Les Dépêches de Brazzaville



Nostalgie : Il y a 33 ans exactement disparaissait le Nakhimov


Ce navire, à l’origine le SS Berlin III, construit par l’Allemagne en 1925 et réquisitionné par les Nazis en 1939 comme navire-hôpital durant la Seconde Guerre mondiale, fut abandonné sur une plage en 1945 après avoir heurté deux mines. Remis à flot par les Soviétiques quatre ans plus tard et renommé Amiral Nakhimov en l’honneur de l’amiral Pavel Nakhimov, cet imposant navire de 174 m de long était entré en service commercial en 1957 pour la compagnie de navigation de la mer noire et, s’il a servi de transport de troupes à destination de Cuba pendant la crise des missiles de Cuba en 1962, il a effectué cependant des croisières en mer noire pour de nombreux touristes.

Dix-sept jours de traversée…

Partis de Brazzaville en avion jusqu’à Alger puis Oran sur ce navire battant pavillon soviétique, les Bantous de la Capitale embarquent, dans la fin des années 70, pour une traversée de dix-sept jours jusqu’à la Havane.

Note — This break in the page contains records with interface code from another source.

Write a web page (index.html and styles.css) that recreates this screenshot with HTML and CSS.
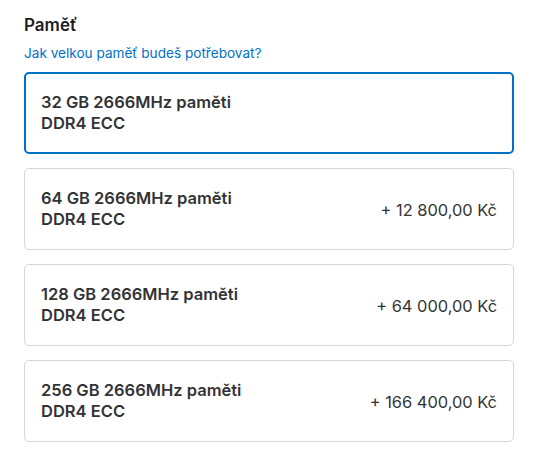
FILE: index.html
```html
<!DOCTYPE html>
<html lang="cs">
<head>
<meta charset="utf-8">
<title>Paměť</title>
<link rel="stylesheet" href="styles.css">
</head>
<body>
<section class="memory">
  <h2 class="title">Paměť</h2>
  <a class="help" href="#">Jak velkou paměť budeš potřebovat?</a>
  <ul class="options">
    <li class="option selected">
      <span class="name">32 GB 2666MHz paměti<br>DDR4 ECC</span>
    </li>
    <li class="option">
      <span class="name">64 GB 2666MHz paměti<br>DDR4 ECC</span>
      <span class="price">+ 12 800,00 Kč</span>
    </li>
    <li class="option">
      <span class="name">128 GB 2666MHz paměti<br>DDR4 ECC</span>
      <span class="price">+ 64 000,00 Kč</span>
    </li>
    <li class="option">
      <span class="name">256 GB 2666MHz paměti<br>DDR4 ECC</span>
      <span class="price">+ 166 400,00 Kč</span>
    </li>
  </ul>
</section>
</body>
</html>
```

FILE: styles.css
```css
html, body {
  margin: 0;
  padding: 0;
  background: #ffffff;
}

body {
  font-family: Inter, "Liberation Sans", Arial, sans-serif;
  color: #333336;
}

.memory {
  padding: 14px 28px 0 24px;
  display: flex;
  flex-direction: column;
}

.title {
  margin: 0;
  font-size: 17px;
  line-height: 22px;
  font-weight: 600;
  color: #1d1d1f;
}

.help {
  margin-top: 8px;
  font-size: 13.6px;
  line-height: 18px;
  color: #0070c9;
  text-decoration: none;
}

.options {
  list-style: none;
  margin: 10px 0 0;
  padding: 0;
  display: flex;
  flex-direction: column;
  gap: 14px;
}

.option {
  box-sizing: border-box;
  height: 82px;
  border: 1px solid #d6d6d6;
  border-radius: 5px;
  padding: 0 16px 0 16px;
  display: flex;
  align-items: center;
  justify-content: space-between;
}

.option.selected {
  border: 2px solid #0071c9;
  padding: 0 15px;
}

.name {
  font-size: 16.5px;
  line-height: 21px;
  font-weight: 600;
  color: #333336;
}

.price {
  font-size: 16.4px;
  line-height: 21px;
  font-weight: 400;
  color: #333336;
  margin-top: 3px;
}
```
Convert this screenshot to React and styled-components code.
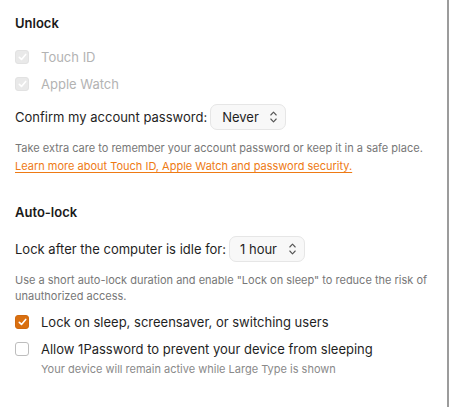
import React from "react";
import styled, { createGlobalStyle } from "styled-components";

const Global = createGlobalStyle`
  html, body { margin: 0; padding: 0; background: #ffffff; }
  body { font-family: Inter, "Noto Sans", sans-serif; color: #1f1f1f; -webkit-font-smoothing: antialiased; }
`;

const Frame = styled.div`
  width: 450px;
  height: 407px;
  display: flex;
  box-sizing: border-box;
  overflow: hidden;
`;

const Content = styled.div`
  flex: 1;
  padding: 13px 0 0 15px;
  display: flex;
  flex-direction: column;
`;

const Scrollbar = styled.div`
  width: 2px;
  margin-right: 1px;
  background: #9c9c9c;
`;

const Heading = styled.h2`
  margin: ${(p) => p.$mt || 0}px 0 0;
  font-size: 13px;
  font-weight: 600;
  line-height: 20px;
  color: #1a1a1a;
`;

const Section = styled.section`
  display: flex;
  flex-direction: column;
`;

const CheckRow = styled.label`
  display: flex;
  align-items: flex-start;
  gap: 12px;
  margin-top: ${(p) => p.$mt || 0}px;
  font-size: 13px;
  line-height: 16px;
  color: ${(p) => (p.$disabled ? "#b3b3b3" : "#1f1f1f")};
`;

const Box = styled.span`
  flex: none;
  width: 14px;
  height: 14px;
  margin-top: 1px;
  box-sizing: border-box;
  border-radius: 3px;
  display: flex;
  align-items: center;
  justify-content: center;
  background: ${(p) => (p.$state === "on" ? "#d96f10" : p.$state === "disabled" ? "#e9e9e9" : "#ffffff")};
  border: 1px solid ${(p) => (p.$state === "on" ? "#d0690e" : p.$state === "disabled" ? "#e2e2e2" : "#bdbdbd")};
  svg { display: block; }
`;

const CheckText = styled.span`
  display: flex;
  flex-direction: column;
`;

const SubText = styled.span`
  font-size: 11px;
  line-height: 14px;
  color: #8a8a8a;
  margin-top: 5px;
`;

const SelectRow = styled.div`
  display: flex;
  align-items: center;
  gap: 3px;
  margin-top: ${(p) => p.$mt || 0}px;
  font-size: 13px;
  color: #1f1f1f;
`;

const Select = styled.div`
  height: 26px;
  box-sizing: border-box;
  padding: 0 8px 0 ${(p) => p.$pl || 11}px;
  display: flex;
  align-items: center;
  gap: ${(p) => p.$gap || 11}px;
  border: 1px solid #e6e6e6;
  border-radius: 7px;
  background: #f8f8f8;
  font-size: 13px;
  color: #1f1f1f;
`;

const Help = styled.p`
  margin: ${(p) => p.$mt || 0}px 0 0;
  font-size: 11px;
  line-height: ${(p) => p.$lh || 16}px;
  color: #777777;
  width: 420px;
`;

const Link = styled.a`
  color: #ee7a14;
  text-decoration: underline;
  text-underline-offset: 2px;
`;

const Tick = ({ color }) => (
  <svg width="9" height="8" viewBox="0 0 9 8">
    <path d="M1.3 4.3 L3.5 6.4 L7.7 1.4" fill="none" stroke={color} strokeWidth="1.6" strokeLinecap="round" strokeLinejoin="round" />
  </svg>
);

const Chevrons = () => (
  <svg width="7" height="12" viewBox="0 0 7 12">
    <path d="M0.8 4 L3.5 1.2 L6.2 4 M0.8 8 L3.5 10.8 L6.2 8" fill="none" stroke="#555" strokeWidth="1.1" strokeLinecap="round" strokeLinejoin="round" />
  </svg>
);

export default function App() {
  return (
    <>
      <Global />
      <Frame>
        <Content>
          <Section>
            <Heading>Unlock</Heading>
            <CheckRow $disabled $mt={16}>
              <Box $state="disabled"><Tick color="#ffffff" /></Box>
              <CheckText>Touch ID</CheckText>
            </CheckRow>
            <CheckRow $disabled $mt={11}>
              <Box $state="disabled"><Tick color="#ffffff" /></Box>
              <CheckText>Apple Watch</CheckText>
            </CheckRow>
            <SelectRow $mt={12}>
              Confirm my account password:
              <Select>
                Never
                <Chevrons />
              </Select>
            </SelectRow>
            <Help $mt={9} $lh={18}>
              Take extra care to remember your account password or keep it in a safe place.
              <br />
              <Link href="#">Learn more about Touch ID, Apple Watch and password security.</Link>
            </Help>
          </Section>
          <Section>
            <Heading $mt={27}>Auto-lock</Heading>
            <SelectRow $mt={14}>
              Lock after the computer is idle for:
              <Select $pl={10} $gap={12}>
                1 hour
                <Chevrons />
              </Select>
            </SelectRow>
            <Help $mt={10}>
              Use a short auto-lock duration and enable "Lock on sleep" to reduce the risk of unauthorized access.
            </Help>
            <CheckRow $mt={10}>
              <Box $state="on"><Tick color="#ffffff" /></Box>
              <CheckText>Lock on sleep, screensaver, or switching users</CheckText>
            </CheckRow>
            <CheckRow $mt={11}>
              <Box $state="off" />
              <CheckText>
                Allow 1Password to prevent your device from sleeping
                <SubText>Your device will remain active while Large Type is shown</SubText>
              </CheckText>
            </CheckRow>
          </Section>
        </Content>
        <Scrollbar />
      </Frame>
    </>
  );
}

Le vieux Siméon Malonga, dit « Ricky », batteur de l’orchestre, se souvient : «  Jean- Serge Essous a fermement refusé ce voyage disant qu’il préférait autant faire la route à pied jusqu’à Cuba plutôt qu’avoir à supporter le mal de mer.  Et c’est finalement en avion qu’il est parti ». La traversée à bord de l’Amiral Nakhimov a eu pourtant chaque soir des allures de fête. Et Ricky d’enchaîner : « Nous répétions à bord chaque jour notre répertoire. Il y avait de nombreuses délégations étrangères sur ce bateau, celles du Ghana, du Bénin, de Guinée, de l’Algérie et j’en oublie. Et tous les soirs donnaient lieu à différentes représentations. Chaque pays offrant un spectacle, qu’il soit de musique, de danse ou de théâtre. Pendant cette traversée, l’après midi, on y jouait aussi parfois au football ou au volley ball, sans compter que très tard on finissait ces longues journées sur la piste de la boite de nuit  ». Il est aisé de deviner que le plus prompt danseur était Edo le patriarche. que confirme l’intéressé : « Oui, forcément, j’ai toujours été un grand danseur mais pas que, j’étais aussi un très bon footballeur... », a confirmé l'intéressé. Le brin moqueur Ricky le coupe et plaisante : « C’est vrai, c’était le champion de danse et de football mais aussi le champion du Johnny Walker ».

Des vagues et rien d’autre…

Tous n’ont pas goûté le même plaisir, le chanteur brazzavillois Zao,  participant lui aussi au onzième Festival mondial de la jeunesse en 1978 à La Havane, a pareillement connu cette traversée au long cours : « Ce fut le voyage le plus éprouvant de ma vie, dix-sept jours c’est long. Franchement, je n’étais pas très bien. Je me souviens de cet océan atlantique comme on peut se souvenir du désert, rien ni personne à l’horizon, les vagues, seulement des vagues autour de nous, je n’étais pas rassuré. Oui, j’avais peur et j’ai passé l’essentiel du voyage, enfermé dans ma cabine  ». 

Huit années plus tard, le 31 août 1986, la plupart des passagers de l’Amiral Nakhimov, qui vogue au large de Novorossisk, dorment paisiblement dans leurs cabines, d’autres écoutent un orchestre de jazz,  quand le navire entre en collision avec le Piotr Vasev, un imposant transporteur de fret chargé d’orge et d’avoine. Il ne faudra que sept minutes pour que l’Amiral Nakhimov coule en eau profonde faisant, en dépit des secours, quatre cent vingt-trois victimes dont soixante-quatre membres d’équipage.  Le patriarche Edo Nganga, avec beaucoup d’émotion dans la voix, se rappelle : «  Lorsque nous avons appris la catastrophe, ça nous a vraiment mis un coup, nous étions bouleversés, le Nakhimov faisait partie de l’histoire des Bantous de la Capitale, il nous aura laissé de merveilleux souvenirs ».